Mayor Daley Feasts on Another Budget Victory; Leaves Next Mayor With the Tab

This year's city budget called for no tax increases and no significant further cuts in services. It's a perfect election year budget. So what's not to like?
This post was published on the now-closed HuffPost Contributor platform. Contributors control their own work and posted freely to our site. If you need to flag this entry as abusive, send us an email.

The Chicago City Council last week handed Mayor Daley another victory when it voted overwhelmingly in favor of his proposed 2010 budget, handing him a perfect score. Of the 21 city budgets the mayor has proposed over the years, the City Council has approved each and every one of them with only a few changes on the edges.

This year, I joined six of my colleagues--Bob Fioretti (2nd), Leslie Hairston (5th), Sandi Jackson (7th), Rick Munoz (22nd), Scott Wagespack (32nd), and Brendan Riley (42nd)--in voting against the proposed budget.

This year's budget called for no tax increases and no significant further cuts in services. It's a perfect election year budget. So what's not to like?

It's the large pink elephant in the room called the "structural deficit." Simply put, we're spending far more on services than we're collecting in revenues. This is not a new phenomenon. We've been spending more than we've been collecting for years, even during the so-called boom times in the late 90s and early 2000s.

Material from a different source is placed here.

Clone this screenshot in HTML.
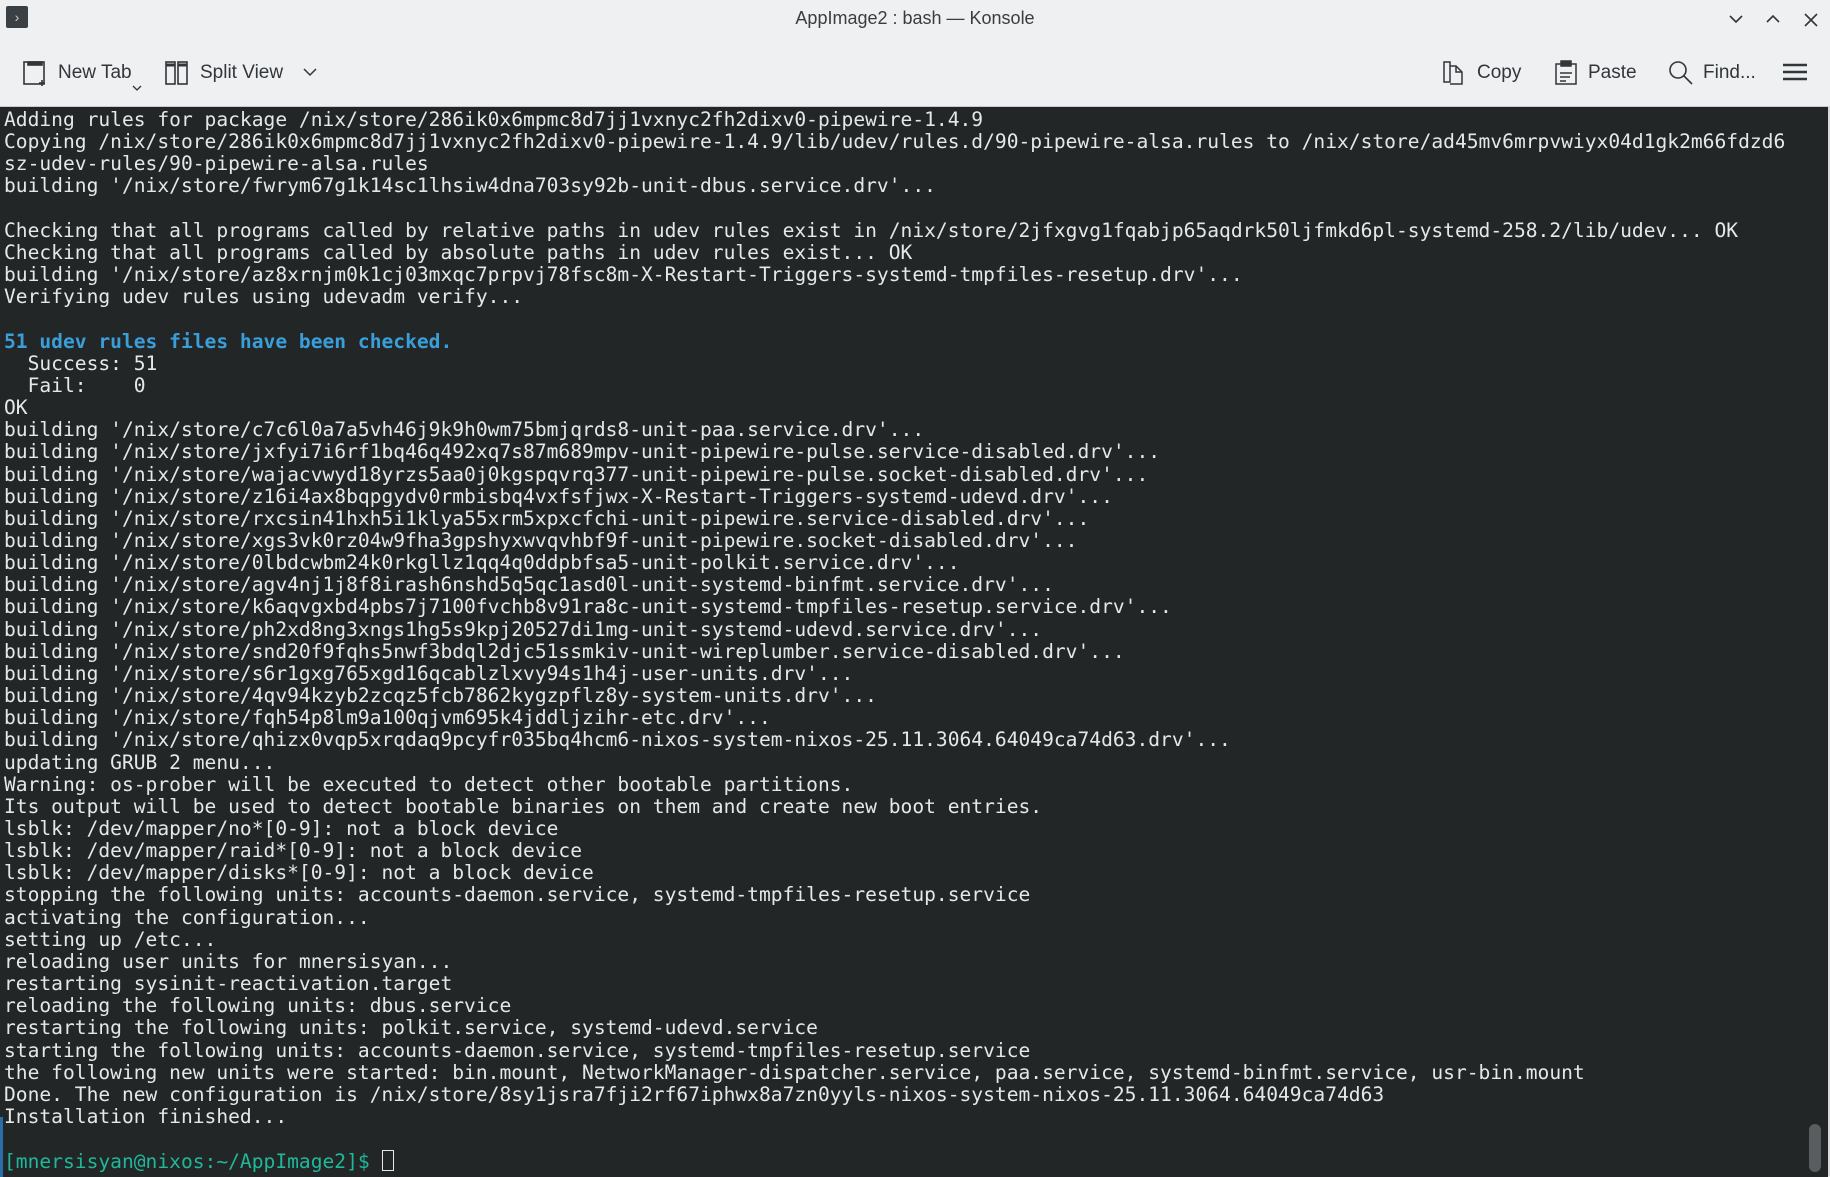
<!DOCTYPE html>
<html><head><meta charset="utf-8"><style>
html,body{margin:0;padding:0;width:1830px;height:1176px;overflow:hidden;background:#eff0f1;font-family:"Liberation Sans","DejaVu Sans",sans-serif}
#title{position:absolute;left:0;top:0;width:1830px;height:36px;text-align:center;line-height:36px;font-size:18px;color:#3a3d40}
#appicon{position:absolute;left:6px;top:6px;width:22px;height:22px;background:#3b4045;border-radius:2px;color:#ccc;font-size:14px;line-height:22px;text-align:center}
.tb{position:absolute;top:60px;font-size:19px;color:#31363b;line-height:26px}
#term{position:absolute;left:0;top:106px;width:1828px;height:1070px;background:#232627;border-top:1px solid #c8cacc}
pre{margin:0;position:absolute;left:4px;top:2px;font-family:"DejaVu Sans Mono","Liberation Mono",monospace;font-size:19.6px;line-height:22.15px;color:#e6e7e8}
.b{color:#3a9ed9;font-weight:bold}.g{color:#1fb89a}
#rb{position:absolute;left:1828px;top:106px;width:2px;height:1070px;background:#d8dadc}
#thumb{position:absolute;left:1809px;top:1124px;width:12px;height:48px;border-radius:6px;background:#5a5d60}
svg{position:absolute}
</style></head><body>
<div id="appicon">›</div>
<div id="title">AppImage2 : bash — Konsole</div>
<svg style="left:1725px;top:10px" width="100" height="20" viewBox="0 0 100 20" fill="none" stroke="#31363b" stroke-width="1.6"><path d="M5 6l6 6 6-6"/><path d="M42 12l6-6 6 6"/><path d="M80 4l12 12M92 4l-12 12"/></svg>
<svg style="left:22px;top:59px" width="28" height="30" viewBox="0 0 28 30" fill="none" stroke="#31363b" stroke-width="1.6"><rect x="2" y="3" width="20" height="22"/><rect x="6" y="3" width="14" height="3" fill="#31363b"/><path d="M20 21v6M17 24h6"/></svg>
<div class="tb" style="left:58px">New Tab</div>
<svg style="left:132px;top:84px" width="10" height="8"><path d="M1 2l4 4 4-4" stroke="#31363b" fill="none" stroke-width="1.3"/></svg>
<svg style="left:165px;top:60px" width="24" height="26" viewBox="0 0 24 26" fill="none" stroke="#31363b" stroke-width="1.6"><rect x="1" y="2" width="9" height="22"/><rect x="13" y="2" width="9" height="22"/><path d="M1 5h9M13 5h9" stroke-width="3"/></svg>
<div class="tb" style="left:200px">Split View</div>
<svg style="left:302px;top:66px" width="16" height="12"><path d="M2 3l6 6 6-6" stroke="#31363b" fill="none" stroke-width="1.5"/></svg>
<svg style="left:1442px;top:60px" width="24" height="26" viewBox="0 0 24 26" fill="none" stroke="#31363b" stroke-width="1.5"><path d="M2 2h6v20H2z"/><path d="M8 6h6l6 6v12H8"/><path d="M14 6v6h6"/></svg>
<div class="tb" style="left:1477px">Copy</div>
<svg style="left:1554px;top:60px" width="24" height="26" viewBox="0 0 24 26" fill="none" stroke="#31363b" stroke-width="1.5"><rect x="2" y="4" width="20" height="20"/><rect x="7" y="1" width="10" height="5" fill="#31363b"/><path d="M6 13h12M6 17h10M6 21h6"/></svg>
<div class="tb" style="left:1588px">Paste</div>
<svg style="left:1668px;top:60px" width="26" height="26" viewBox="0 0 26 26" fill="none" stroke="#31363b" stroke-width="1.6"><circle cx="10" cy="10" r="8"/><path d="M16 16l8 8"/></svg>
<div class="tb" style="left:1703px">Find...</div>
<svg style="left:1783px;top:62px" width="24" height="20"><path d="M0 3h24M0 10h24M0 17h24" stroke="#31363b" stroke-width="2.4"/></svg>
<div id="term"><pre>Adding rules for package /nix/store/286ik0x6mpmc8d7jj1vxnyc2fh2dixv0-pipewire-1.4.9
Copying /nix/store/286ik0x6mpmc8d7jj1vxnyc2fh2dixv0-pipewire-1.4.9/lib/udev/rules.d/90-pipewire-alsa.rules to /nix/store/ad45mv6mrpvwiyx04d1gk2m66fdzd6
sz-udev-rules/90-pipewire-alsa.rules
building '/nix/store/fwrym67g1k14sc1lhsiw4dna703sy92b-unit-dbus.service.drv'...

Checking that all programs called by relative paths in udev rules exist in /nix/store/2jfxgvg1fqabjp65aqdrk50ljfmkd6pl-systemd-258.2/lib/udev... OK
Checking that all programs called by absolute paths in udev rules exist... OK
building '/nix/store/az8xrnjm0k1cj03mxqc7prpvj78fsc8m-X-Restart-Triggers-systemd-tmpfiles-resetup.drv'...
Verifying udev rules using udevadm verify...

<span class="b">51 udev rules files have been checked.</span>
  Success: 51
  Fail:    0
OK
building '/nix/store/c7c6l0a7a5vh46j9k9h0wm75bmjqrds8-unit-paa.service.drv'...
building '/nix/store/jxfyi7i6rf1bq46q492xq7s87m689mpv-unit-pipewire-pulse.service-disabled.drv'...
building '/nix/store/wajacvwyd18yrzs5aa0j0kgspqvrq377-unit-pipewire-pulse.socket-disabled.drv'...
building '/nix/store/z16i4ax8bqpgydv0rmbisbq4vxfsfjwx-X-Restart-Triggers-systemd-udevd.drv'...
building '/nix/store/rxcsin41hxh5i1klya55xrm5xpxcfchi-unit-pipewire.service-disabled.drv'...
building '/nix/store/xgs3vk0rz04w9fha3gpshyxwvqvhbf9f-unit-pipewire.socket-disabled.drv'...
building '/nix/store/0lbdcwbm24k0rkgllz1qq4q0ddpbfsa5-unit-polkit.service.drv'...
building '/nix/store/agv4nj1j8f8irash6nshd5q5qc1asd0l-unit-systemd-binfmt.service.drv'...
building '/nix/store/k6aqvgxbd4pbs7j7100fvchb8v91ra8c-unit-systemd-tmpfiles-resetup.service.drv'...
building '/nix/store/ph2xd8ng3xngs1hg5s9kpj20527di1mg-unit-systemd-udevd.service.drv'...
building '/nix/store/snd20f9fqhs5nwf3bdql2djc51ssmkiv-unit-wireplumber.service-disabled.drv'...
building '/nix/store/s6r1gxg765xgd16qcablzlxvy94s1h4j-user-units.drv'...
building '/nix/store/4qv94kzyb2zcqz5fcb7862kygzpflz8y-system-units.drv'...
building '/nix/store/fqh54p8lm9a100qjvm695k4jddljzihr-etc.drv'...
building '/nix/store/qhizx0vqp5xrqdaq9pcyfr035bq4hcm6-nixos-system-nixos-25.11.3064.64049ca74d63.drv'...
updating GRUB 2 menu...
Warning: os-prober will be executed to detect other bootable partitions.
Its output will be used to detect bootable binaries on them and create new boot entries.
lsblk: /dev/mapper/no*[0-9]: not a block device
lsblk: /dev/mapper/raid*[0-9]: not a block device
lsblk: /dev/mapper/disks*[0-9]: not a block device
stopping the following units: accounts-daemon.service, systemd-tmpfiles-resetup.service
activating the configuration...
setting up /etc...
reloading user units for mnersisyan...
restarting sysinit-reactivation.target
reloading the following units: dbus.service
restarting the following units: polkit.service, systemd-udevd.service
starting the following units: accounts-daemon.service, systemd-tmpfiles-resetup.service
the following new units were started: bin.mount, NetworkManager-dispatcher.service, paa.service, systemd-binfmt.service, usr-bin.mount
Done. The new configuration is /nix/store/8sy1jsra7fji2rf67iphwx8a7zn0yyls-nixos-system-nixos-25.11.3064.64049ca74d63
Installation finished...

<span class="g">[mnersisyan@nixos:~/AppImage2]$</span> <span style="display:inline-block;width:10px;height:19px;border:1.5px solid #e6e7e8;vertical-align:-3px"></span></pre>
<div style="position:absolute;left:0;top:1010px;width:3px;height:60px;background:#2a6ea8"></div>
</div>
<div id="rb"></div>
<div id="thumb"></div>
</body></html>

But we've papered over those budgets with a series of one-time revenue sources and other budgetary gimmicks. In the last few years, the Mayor's favorite one-time revenue source has been the proceeds from the long-term lease (de facto sale) of the Skyway and the parking meters.

In fact, by the end of 2011, only $76 million of the parking meter lease proceeds will remain. That represents only seven percent of the original $1.15 billion payment. Put another way, 93 percent of the proceeds from this 75-year lease will have been spent in only three years.

Each year the structural deficit was ignored it got worse and worse. Next year it's likely to approach a billion dollars or more. And my guess is we'll have to do a significant mid-year correction in the budget.

The Mayor projects $91.3 million in "more favorable revenues" this year. Perhaps his economists know something we don't know, but it's hard to believe the city's economy is going to experience any significant upswing next year.

He also counts on $32 million in savings from furlough days taken by unionized employees. Yet, the Mayor's people have made no attempt to reach out to labor to determine if they are on board with this plan. Chances are they're not.

With no more rabbits to pull out of the hat, the new mayor and City Council will be confronted with a fiscal crisis almost from the moment they take their oath of office.

Absent from the budget debate was any real honest discussion with Chicago's voters and taxpayers. Here are the cold and unvarnished facts. Future years' budgets cannot be balanced without significant cuts in services and/or tax increases, probably a combination of both. Because we've avoided having this discussion for so long, the cuts and tax increases will hurt.

The challenge for next mayor and City Council is to make every effort to ensure that the service cuts and tax increases are as fair as possible, with those most able to endure them carrying the heaviest burden.

Before we do that, however, we need to shine a bright light on the way we do business in Chicago. The next mayor and City Council will not be able to summon the necessary political support for the inevitable painful decisions that must be made as long as the public believes that waste, fraud and inefficiency run rampant in Chicago.

Truth be told, you could eliminate every ounce of waste, fraud and fat from the city budget and we'd still be faced with a yawning deficit. But that's no excuse for ignoring the millions of dollars that are wasted.

Conducting a forensic audit, doubling the Inspector General's budget and establishing an independent City budget office modeled after New York's independent budget office will send a powerful message to Chicago's taxpayers that we are finally serious about safeguarding their hard-earned tax dollars.

Finally, we need to involve the residents of Chicago in making these difficult budgetary decisions and we need to do so in a very meaningful way. "Dog and pony show" budget hearings will no longer suffice.

Last year I engaged in a bold experiment in my ward. I gave my constituents the power to decide by popular vote how to spend $1.3 million in discretionary dollars I get to spend in my ward on infrastructure projects. Known as participatory budgeting, this nearly year-long effort engaged my constituents in a real conversation about the trade-offs necessary in making tough budgetary decisions.

I found out that when you give people the information they need and meaningful time to thoughtfully deliberate, they end up making very good budgetary decisions and, more importantly, become invested in those decisions.

The next mayor and City Council should adopt some of the elements of participatory budgeting in next year's budget deliberations. It's time to treat the residents of Chicago with the intelligence they deserve and give them real power to make real decisions.